What is asked |
From the first line of the listing below, retype each line up to and including the one with "const TABS = ['Tickets', 'Knowledge"; pictures stay out.

Source material |
[start]
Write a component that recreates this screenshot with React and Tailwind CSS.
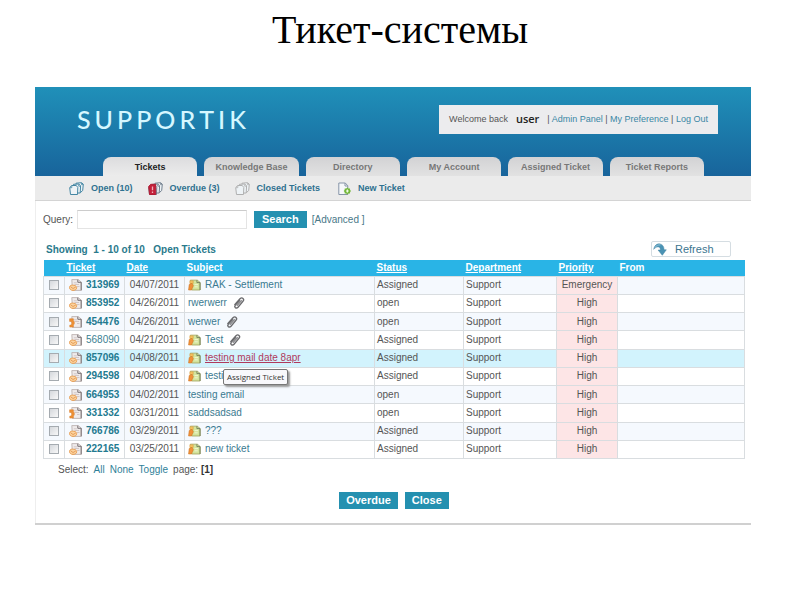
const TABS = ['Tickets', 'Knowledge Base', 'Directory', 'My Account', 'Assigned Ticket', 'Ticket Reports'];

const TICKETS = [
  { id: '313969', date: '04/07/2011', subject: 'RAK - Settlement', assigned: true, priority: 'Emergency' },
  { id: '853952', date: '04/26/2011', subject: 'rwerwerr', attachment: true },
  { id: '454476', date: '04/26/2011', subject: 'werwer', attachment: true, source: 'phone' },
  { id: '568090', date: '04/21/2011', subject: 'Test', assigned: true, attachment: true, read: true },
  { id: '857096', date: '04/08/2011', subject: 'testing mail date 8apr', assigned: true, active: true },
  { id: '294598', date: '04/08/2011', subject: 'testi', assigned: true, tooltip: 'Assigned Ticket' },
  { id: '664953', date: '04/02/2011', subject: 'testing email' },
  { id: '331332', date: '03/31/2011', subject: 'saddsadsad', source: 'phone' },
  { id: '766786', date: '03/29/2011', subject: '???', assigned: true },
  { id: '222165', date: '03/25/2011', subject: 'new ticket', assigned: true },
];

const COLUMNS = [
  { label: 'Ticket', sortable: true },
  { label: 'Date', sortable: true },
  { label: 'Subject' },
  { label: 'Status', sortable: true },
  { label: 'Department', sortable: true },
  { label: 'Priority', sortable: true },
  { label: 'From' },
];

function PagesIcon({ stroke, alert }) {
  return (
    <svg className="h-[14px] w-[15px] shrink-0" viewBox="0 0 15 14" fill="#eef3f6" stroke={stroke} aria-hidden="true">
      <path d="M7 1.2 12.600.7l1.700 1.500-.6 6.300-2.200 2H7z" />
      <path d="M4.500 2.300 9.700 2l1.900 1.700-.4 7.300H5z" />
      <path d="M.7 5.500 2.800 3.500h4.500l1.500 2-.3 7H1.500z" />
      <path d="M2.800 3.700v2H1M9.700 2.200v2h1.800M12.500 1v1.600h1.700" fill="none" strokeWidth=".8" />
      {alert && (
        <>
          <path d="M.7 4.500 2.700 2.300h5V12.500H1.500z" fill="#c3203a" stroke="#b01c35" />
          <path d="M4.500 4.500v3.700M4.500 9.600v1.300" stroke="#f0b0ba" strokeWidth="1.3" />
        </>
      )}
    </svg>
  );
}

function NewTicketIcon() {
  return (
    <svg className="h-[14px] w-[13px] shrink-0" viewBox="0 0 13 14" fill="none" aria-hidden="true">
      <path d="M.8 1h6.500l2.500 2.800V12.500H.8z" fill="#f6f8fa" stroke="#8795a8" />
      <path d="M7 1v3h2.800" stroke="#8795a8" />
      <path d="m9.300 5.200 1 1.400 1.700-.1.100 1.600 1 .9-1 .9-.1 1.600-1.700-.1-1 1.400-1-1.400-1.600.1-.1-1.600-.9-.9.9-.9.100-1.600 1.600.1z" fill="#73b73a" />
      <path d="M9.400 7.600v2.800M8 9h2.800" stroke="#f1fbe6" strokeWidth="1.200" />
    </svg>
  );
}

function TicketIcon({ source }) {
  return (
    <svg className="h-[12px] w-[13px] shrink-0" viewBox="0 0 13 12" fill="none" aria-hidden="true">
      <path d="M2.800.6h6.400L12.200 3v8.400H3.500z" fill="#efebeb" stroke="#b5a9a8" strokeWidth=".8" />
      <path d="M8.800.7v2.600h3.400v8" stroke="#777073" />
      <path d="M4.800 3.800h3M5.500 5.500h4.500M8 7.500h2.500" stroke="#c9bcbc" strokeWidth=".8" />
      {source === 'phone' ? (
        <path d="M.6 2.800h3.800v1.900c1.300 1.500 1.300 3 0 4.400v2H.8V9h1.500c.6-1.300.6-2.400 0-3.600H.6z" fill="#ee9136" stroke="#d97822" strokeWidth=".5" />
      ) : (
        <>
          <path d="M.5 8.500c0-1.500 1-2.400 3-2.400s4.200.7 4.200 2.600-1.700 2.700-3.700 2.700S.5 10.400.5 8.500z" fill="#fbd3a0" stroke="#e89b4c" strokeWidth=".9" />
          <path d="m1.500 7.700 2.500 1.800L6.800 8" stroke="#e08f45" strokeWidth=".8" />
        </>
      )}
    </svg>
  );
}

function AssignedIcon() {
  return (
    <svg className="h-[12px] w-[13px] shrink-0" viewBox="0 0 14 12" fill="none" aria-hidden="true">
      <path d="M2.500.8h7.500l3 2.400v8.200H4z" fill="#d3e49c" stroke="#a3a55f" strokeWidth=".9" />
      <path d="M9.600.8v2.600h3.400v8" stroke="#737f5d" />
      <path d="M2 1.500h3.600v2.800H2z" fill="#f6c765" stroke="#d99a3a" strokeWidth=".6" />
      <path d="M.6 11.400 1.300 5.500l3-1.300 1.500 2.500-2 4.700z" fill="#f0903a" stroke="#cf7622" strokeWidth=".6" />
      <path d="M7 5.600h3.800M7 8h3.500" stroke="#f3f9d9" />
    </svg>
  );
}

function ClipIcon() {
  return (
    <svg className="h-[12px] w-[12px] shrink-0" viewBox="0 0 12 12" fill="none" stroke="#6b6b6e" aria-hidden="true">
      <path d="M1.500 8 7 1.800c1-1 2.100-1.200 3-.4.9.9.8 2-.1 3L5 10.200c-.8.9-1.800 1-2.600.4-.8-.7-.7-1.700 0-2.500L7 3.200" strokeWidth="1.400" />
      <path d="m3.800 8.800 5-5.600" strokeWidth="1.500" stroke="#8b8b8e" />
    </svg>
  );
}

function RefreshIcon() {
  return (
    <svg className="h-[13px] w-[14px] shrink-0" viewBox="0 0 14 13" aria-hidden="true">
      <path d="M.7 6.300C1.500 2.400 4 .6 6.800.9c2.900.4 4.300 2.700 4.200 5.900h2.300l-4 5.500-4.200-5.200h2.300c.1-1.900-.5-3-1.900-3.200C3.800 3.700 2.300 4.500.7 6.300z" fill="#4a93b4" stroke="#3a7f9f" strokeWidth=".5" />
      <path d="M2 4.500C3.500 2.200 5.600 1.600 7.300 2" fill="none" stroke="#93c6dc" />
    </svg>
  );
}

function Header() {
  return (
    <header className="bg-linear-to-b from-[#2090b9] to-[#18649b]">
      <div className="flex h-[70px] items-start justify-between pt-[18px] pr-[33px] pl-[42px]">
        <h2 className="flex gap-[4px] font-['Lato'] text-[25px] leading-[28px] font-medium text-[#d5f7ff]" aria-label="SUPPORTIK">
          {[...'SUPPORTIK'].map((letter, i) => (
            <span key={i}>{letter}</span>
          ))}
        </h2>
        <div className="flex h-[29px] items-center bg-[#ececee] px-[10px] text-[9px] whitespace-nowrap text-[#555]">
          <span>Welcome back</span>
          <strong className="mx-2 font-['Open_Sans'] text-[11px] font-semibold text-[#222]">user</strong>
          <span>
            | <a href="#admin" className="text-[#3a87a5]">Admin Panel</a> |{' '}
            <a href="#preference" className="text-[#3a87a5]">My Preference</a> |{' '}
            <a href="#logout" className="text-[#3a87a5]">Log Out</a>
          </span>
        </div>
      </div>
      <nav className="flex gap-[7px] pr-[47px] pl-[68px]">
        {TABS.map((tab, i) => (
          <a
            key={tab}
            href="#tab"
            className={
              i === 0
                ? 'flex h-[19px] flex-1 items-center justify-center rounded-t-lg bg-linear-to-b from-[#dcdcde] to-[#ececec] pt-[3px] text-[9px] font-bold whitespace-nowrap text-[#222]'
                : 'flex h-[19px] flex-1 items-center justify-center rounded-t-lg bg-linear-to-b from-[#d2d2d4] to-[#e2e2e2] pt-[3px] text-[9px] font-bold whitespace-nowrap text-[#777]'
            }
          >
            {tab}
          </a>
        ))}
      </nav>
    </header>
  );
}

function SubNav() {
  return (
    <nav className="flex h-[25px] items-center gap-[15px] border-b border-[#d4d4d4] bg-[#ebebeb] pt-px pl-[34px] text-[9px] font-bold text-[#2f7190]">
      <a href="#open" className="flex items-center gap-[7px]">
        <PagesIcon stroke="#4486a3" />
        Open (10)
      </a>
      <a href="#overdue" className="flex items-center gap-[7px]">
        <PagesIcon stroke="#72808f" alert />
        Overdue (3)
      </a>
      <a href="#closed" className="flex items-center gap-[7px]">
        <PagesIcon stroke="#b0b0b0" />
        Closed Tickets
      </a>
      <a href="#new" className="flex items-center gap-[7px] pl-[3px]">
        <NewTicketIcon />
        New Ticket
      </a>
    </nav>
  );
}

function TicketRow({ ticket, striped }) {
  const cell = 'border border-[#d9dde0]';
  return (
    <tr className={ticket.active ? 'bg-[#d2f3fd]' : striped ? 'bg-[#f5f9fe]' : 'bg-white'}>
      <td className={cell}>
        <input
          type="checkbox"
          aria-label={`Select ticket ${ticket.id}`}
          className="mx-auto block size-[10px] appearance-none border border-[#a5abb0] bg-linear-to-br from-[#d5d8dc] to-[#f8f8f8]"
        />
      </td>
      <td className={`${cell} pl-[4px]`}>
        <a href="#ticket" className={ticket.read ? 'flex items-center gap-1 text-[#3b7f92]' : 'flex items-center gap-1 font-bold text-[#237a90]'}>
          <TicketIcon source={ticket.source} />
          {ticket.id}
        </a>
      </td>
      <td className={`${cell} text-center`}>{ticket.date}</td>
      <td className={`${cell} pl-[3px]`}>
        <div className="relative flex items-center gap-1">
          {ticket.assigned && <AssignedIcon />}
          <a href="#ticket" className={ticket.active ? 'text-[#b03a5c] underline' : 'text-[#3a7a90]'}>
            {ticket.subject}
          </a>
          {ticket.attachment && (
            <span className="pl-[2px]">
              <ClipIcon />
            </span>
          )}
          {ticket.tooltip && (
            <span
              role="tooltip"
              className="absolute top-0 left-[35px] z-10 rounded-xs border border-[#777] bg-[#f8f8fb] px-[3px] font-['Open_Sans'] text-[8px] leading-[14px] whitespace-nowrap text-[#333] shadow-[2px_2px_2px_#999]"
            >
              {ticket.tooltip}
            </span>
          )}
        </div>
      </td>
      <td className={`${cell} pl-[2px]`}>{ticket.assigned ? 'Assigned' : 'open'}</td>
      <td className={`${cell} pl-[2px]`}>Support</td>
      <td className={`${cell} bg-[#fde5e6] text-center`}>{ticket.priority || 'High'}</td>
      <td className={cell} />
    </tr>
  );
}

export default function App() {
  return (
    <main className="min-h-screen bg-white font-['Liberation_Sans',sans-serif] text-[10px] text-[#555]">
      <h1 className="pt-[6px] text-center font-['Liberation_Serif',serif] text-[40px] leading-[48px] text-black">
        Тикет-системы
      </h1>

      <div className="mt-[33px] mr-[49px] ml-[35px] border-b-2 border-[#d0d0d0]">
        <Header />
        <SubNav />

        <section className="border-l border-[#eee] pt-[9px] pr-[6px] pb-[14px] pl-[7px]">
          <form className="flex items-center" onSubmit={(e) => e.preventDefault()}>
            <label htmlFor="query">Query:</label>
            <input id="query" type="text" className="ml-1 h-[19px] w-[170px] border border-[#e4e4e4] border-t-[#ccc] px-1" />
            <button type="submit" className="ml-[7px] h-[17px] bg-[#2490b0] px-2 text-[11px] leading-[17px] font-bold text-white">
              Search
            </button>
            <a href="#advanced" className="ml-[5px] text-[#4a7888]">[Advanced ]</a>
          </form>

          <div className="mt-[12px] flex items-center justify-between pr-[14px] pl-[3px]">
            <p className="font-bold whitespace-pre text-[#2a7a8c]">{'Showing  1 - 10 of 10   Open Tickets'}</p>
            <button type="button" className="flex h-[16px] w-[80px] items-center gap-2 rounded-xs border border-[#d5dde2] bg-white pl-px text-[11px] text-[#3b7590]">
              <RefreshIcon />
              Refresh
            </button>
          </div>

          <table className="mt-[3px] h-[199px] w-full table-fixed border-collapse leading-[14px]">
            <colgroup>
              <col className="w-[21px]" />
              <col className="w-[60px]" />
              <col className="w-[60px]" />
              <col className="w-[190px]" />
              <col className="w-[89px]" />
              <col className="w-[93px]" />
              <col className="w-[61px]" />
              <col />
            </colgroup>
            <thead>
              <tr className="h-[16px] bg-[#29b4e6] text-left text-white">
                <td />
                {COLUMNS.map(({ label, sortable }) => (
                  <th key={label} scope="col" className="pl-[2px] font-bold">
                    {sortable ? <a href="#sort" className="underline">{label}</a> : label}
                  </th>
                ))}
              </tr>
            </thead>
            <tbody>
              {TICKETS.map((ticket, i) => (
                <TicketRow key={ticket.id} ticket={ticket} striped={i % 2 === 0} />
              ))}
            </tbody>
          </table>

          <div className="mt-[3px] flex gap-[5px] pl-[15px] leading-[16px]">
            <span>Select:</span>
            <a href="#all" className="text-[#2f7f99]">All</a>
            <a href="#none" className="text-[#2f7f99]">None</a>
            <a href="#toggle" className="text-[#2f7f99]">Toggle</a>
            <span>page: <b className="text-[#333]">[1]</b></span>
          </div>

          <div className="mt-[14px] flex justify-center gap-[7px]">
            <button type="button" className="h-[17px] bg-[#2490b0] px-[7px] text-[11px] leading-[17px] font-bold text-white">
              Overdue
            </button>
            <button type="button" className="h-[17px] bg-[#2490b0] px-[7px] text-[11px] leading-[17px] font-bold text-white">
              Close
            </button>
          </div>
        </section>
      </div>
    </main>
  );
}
[end]
Solution to this task |
Write a component that recreates this screenshot with React and Tailwind CSS.
const TABS = ['Tickets', 'Knowledge Base', 'Directory', 'My Account', 'Assigned Ticket', 'Ticket Reports'];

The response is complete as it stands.